_Given task_
Reproduce all of the material exactly as shown.

_Data excerpt_
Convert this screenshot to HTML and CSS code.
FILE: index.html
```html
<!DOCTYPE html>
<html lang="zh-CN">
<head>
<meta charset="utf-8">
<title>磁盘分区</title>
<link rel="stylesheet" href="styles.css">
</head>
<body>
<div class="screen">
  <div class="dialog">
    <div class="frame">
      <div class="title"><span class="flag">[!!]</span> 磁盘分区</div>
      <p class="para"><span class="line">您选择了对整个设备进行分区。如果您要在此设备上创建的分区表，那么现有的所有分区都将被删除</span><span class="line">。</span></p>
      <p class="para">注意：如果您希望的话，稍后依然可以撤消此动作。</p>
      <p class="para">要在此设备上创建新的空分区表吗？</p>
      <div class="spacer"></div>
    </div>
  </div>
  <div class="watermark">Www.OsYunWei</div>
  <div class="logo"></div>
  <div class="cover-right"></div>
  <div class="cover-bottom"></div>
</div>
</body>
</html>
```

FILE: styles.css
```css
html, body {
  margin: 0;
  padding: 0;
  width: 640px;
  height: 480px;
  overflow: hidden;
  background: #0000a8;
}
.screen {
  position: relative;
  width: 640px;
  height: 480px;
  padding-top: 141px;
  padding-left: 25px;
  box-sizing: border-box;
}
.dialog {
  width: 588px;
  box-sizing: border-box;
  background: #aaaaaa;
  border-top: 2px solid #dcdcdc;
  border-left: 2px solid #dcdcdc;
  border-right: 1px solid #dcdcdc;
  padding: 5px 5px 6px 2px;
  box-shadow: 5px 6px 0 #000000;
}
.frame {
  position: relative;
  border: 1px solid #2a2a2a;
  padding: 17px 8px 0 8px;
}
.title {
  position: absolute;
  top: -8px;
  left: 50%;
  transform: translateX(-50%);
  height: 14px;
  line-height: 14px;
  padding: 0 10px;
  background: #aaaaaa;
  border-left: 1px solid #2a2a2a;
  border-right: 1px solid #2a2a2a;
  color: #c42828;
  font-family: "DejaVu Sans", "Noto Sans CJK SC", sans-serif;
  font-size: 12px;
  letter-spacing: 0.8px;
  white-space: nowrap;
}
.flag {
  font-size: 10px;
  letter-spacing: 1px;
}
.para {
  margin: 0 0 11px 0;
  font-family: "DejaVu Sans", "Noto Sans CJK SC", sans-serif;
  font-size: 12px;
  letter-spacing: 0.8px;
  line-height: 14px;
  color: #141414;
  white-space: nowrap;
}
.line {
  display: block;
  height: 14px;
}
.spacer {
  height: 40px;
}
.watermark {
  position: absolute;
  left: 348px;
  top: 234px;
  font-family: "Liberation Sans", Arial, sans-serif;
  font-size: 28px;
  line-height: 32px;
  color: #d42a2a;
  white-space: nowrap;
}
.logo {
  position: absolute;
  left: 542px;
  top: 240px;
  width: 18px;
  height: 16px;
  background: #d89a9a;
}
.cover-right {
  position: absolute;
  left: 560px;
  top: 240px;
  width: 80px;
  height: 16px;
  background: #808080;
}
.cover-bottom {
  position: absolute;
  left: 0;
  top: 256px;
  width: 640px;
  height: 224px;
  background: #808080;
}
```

_Answer for the task_
Convert this screenshot to HTML and CSS code.
FILE: index.html
```html
<!DOCTYPE html>
<html lang="zh-CN">
<head>
<meta charset="utf-8">
<title>磁盘分区</title>
<link rel="stylesheet" href="styles.css">
</head>
<body>
<div class="screen">
  <div class="dialog">
    <div class="frame">
      <div class="title"><span class="flag">[!!]</span> 磁盘分区</div>
      <p class="para"><span class="line">您选择了对整个设备进行分区。如果您要在此设备上创建的分区表，那么现有的所有分区都将被删除</span><span class="line">。</span></p>
      <p class="para">注意：如果您希望的话，稍后依然可以撤消此动作。</p>
      <p class="para">要在此设备上创建新的空分区表吗？</p>
      <div class="spacer"></div>
    </div>
  </div>
  <div class="watermark">Www.OsYunWei</div>
  <div class="logo"></div>
  <div class="cover-right"></div>
  <div class="cover-bottom"></div>
</div>
</body>
</html>
```

FILE: styles.css
```css
html, body {
  margin: 0;
  padding: 0;
  width: 640px;
  height: 480px;
  overflow: hidden;
  background: #0000a8;
}
.screen {
  position: relative;
  width: 640px;
  height: 480px;
  padding-top: 141px;
  padding-left: 25px;
  box-sizing: border-box;
}
.dialog {
  width: 588px;
  box-sizing: border-box;
  background: #aaaaaa;
  border-top: 2px solid #dcdcdc;
  border-left: 2px solid #dcdcdc;
  border-right: 1px solid #dcdcdc;
  padding: 5px 5px 6px 2px;
  box-shadow: 5px 6px 0 #000000;
}
.frame {
  position: relative;
  border: 1px solid #2a2a2a;
  padding: 17px 8px 0 8px;
}
.title {
  position: absolute;
  top: -8px;
  left: 50%;
  transform: translateX(-50%);
  height: 14px;
  line-height: 14px;
  padding: 0 10px;
  background: #aaaaaa;
  border-left: 1px solid #2a2a2a;
  border-right: 1px solid #2a2a2a;
  color: #c42828;
  font-family: "DejaVu Sans", "Noto Sans CJK SC", sans-serif;
  font-size: 12px;
  letter-spacing: 0.8px;
  white-space: nowrap;
}
.flag {
  font-size: 10px;
  letter-spacing: 1px;
}
.para {
  margin: 0 0 11px 0;
  font-family: "DejaVu Sans", "Noto Sans CJK SC", sans-serif;
  font-size: 12px;
  letter-spacing: 0.8px;
  line-height: 14px;
  color: #141414;
  white-space: nowrap;
}
.line {
  display: block;
  height: 14px;
}
.spacer {
  height: 40px;
}
.watermark {
  position: absolute;
  left: 348px;
  top: 234px;
  font-family: "Liberation Sans", Arial, sans-serif;
  font-size: 28px;
  line-height: 32px;
  color: #d42a2a;
  white-space: nowrap;
}
.logo {
  position: absolute;
  left: 542px;
  top: 240px;
  width: 18px;
  height: 16px;
  background: #d89a9a;
}
.cover-right {
  position: absolute;
  left: 560px;
  top: 240px;
  width: 80px;
  height: 16px;
  background: #808080;
}
.cover-bottom {
  position: absolute;
  left: 0;
  top: 256px;
  width: 640px;
  height: 224px;
  background: #808080;
}
```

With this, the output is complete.